▸ SHORT EXERCISE:
Copy all the data exactly, except the pictures.

-------- COLLECTED MATERIAL --------

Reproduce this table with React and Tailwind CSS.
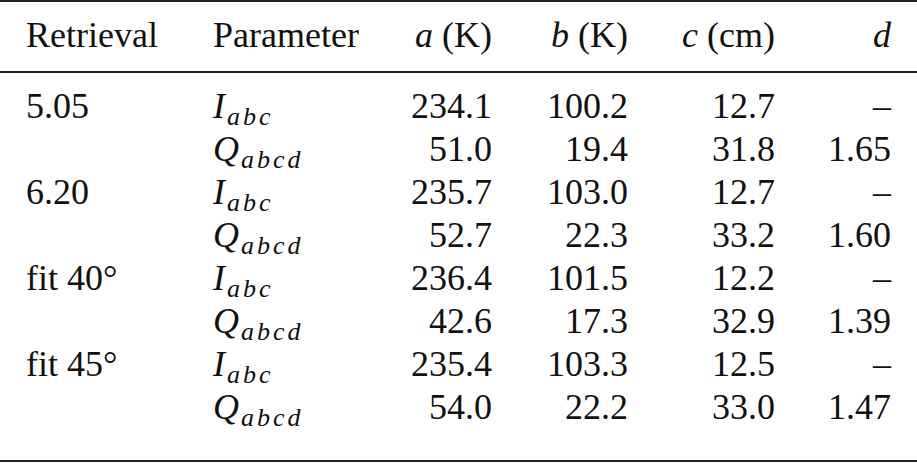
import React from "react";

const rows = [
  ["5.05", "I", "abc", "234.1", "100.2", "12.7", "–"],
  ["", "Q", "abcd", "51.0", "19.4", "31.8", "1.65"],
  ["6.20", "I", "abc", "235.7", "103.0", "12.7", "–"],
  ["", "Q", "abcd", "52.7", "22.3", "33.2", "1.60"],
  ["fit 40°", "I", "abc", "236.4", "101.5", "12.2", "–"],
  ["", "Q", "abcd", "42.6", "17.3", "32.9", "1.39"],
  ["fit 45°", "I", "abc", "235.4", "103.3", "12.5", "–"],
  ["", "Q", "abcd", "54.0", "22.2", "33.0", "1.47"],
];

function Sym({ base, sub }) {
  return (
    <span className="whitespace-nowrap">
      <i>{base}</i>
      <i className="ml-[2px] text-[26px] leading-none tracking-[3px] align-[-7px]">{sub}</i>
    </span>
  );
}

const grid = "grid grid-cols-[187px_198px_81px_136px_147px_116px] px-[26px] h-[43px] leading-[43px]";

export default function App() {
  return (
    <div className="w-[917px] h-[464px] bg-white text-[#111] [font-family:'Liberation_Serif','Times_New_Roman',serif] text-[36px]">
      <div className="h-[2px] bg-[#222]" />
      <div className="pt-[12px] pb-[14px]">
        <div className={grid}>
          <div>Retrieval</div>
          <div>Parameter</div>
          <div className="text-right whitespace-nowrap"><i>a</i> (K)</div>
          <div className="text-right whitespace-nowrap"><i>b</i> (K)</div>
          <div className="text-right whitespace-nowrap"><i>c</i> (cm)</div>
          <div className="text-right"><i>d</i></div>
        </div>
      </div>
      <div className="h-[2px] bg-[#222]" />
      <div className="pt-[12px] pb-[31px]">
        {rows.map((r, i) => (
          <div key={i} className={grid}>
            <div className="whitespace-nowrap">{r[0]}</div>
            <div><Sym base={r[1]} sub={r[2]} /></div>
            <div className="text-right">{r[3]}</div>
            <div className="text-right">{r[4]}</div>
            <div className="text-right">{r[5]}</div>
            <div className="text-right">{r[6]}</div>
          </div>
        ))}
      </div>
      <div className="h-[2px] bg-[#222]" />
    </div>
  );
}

--------

▸ OUTPUT FOR THIS TASK:
Reproduce this table with React and Tailwind CSS.
import React from "react";

const rows = [
  ["5.05", "I", "abc", "234.1", "100.2", "12.7", "–"],
  ["", "Q", "abcd", "51.0", "19.4", "31.8", "1.65"],
  ["6.20", "I", "abc", "235.7", "103.0", "12.7", "–"],
  ["", "Q", "abcd", "52.7", "22.3", "33.2", "1.60"],
  ["fit 40°", "I", "abc", "236.4", "101.5", "12.2", "–"],
  ["", "Q", "abcd", "42.6", "17.3", "32.9", "1.39"],
  ["fit 45°", "I", "abc", "235.4", "103.3", "12.5", "–"],
  ["", "Q", "abcd", "54.0", "22.2", "33.0", "1.47"],
];

function Sym({ base, sub }) {
  return (
    <span className="whitespace-nowrap">
      <i>{base}</i>
      <i className="ml-[2px] text-[26px] leading-none tracking-[3px] align-[-7px]">{sub}</i>
    </span>
  );
}

const grid = "grid grid-cols-[187px_198px_81px_136px_147px_116px] px-[26px] h-[43px] leading-[43px]";

export default function App() {
  return (
    <div className="w-[917px] h-[464px] bg-white text-[#111] [font-family:'Liberation_Serif','Times_New_Roman',serif] text-[36px]">
      <div className="h-[2px] bg-[#222]" />
      <div className="pt-[12px] pb-[14px]">
        <div className={grid}>
          <div>Retrieval</div>
          <div>Parameter</div>
          <div className="text-right whitespace-nowrap"><i>a</i> (K)</div>
          <div className="text-right whitespace-nowrap"><i>b</i> (K)</div>
          <div className="text-right whitespace-nowrap"><i>c</i> (cm)</div>
          <div className="text-right"><i>d</i></div>
        </div>
      </div>
      <div className="h-[2px] bg-[#222]" />
      <div className="pt-[12px] pb-[31px]">
        {rows.map((r, i) => (
          <div key={i} className={grid}>
            <div className="whitespace-nowrap">{r[0]}</div>
            <div><Sym base={r[1]} sub={r[2]} /></div>
            <div className="text-right">{r[3]}</div>
            <div className="text-right">{r[4]}</div>
            <div className="text-right">{r[5]}</div>
            <div className="text-right">{r[6]}</div>
          </div>
        ))}
      </div>
      <div className="h-[2px] bg-[#222]" />
    </div>
  );
}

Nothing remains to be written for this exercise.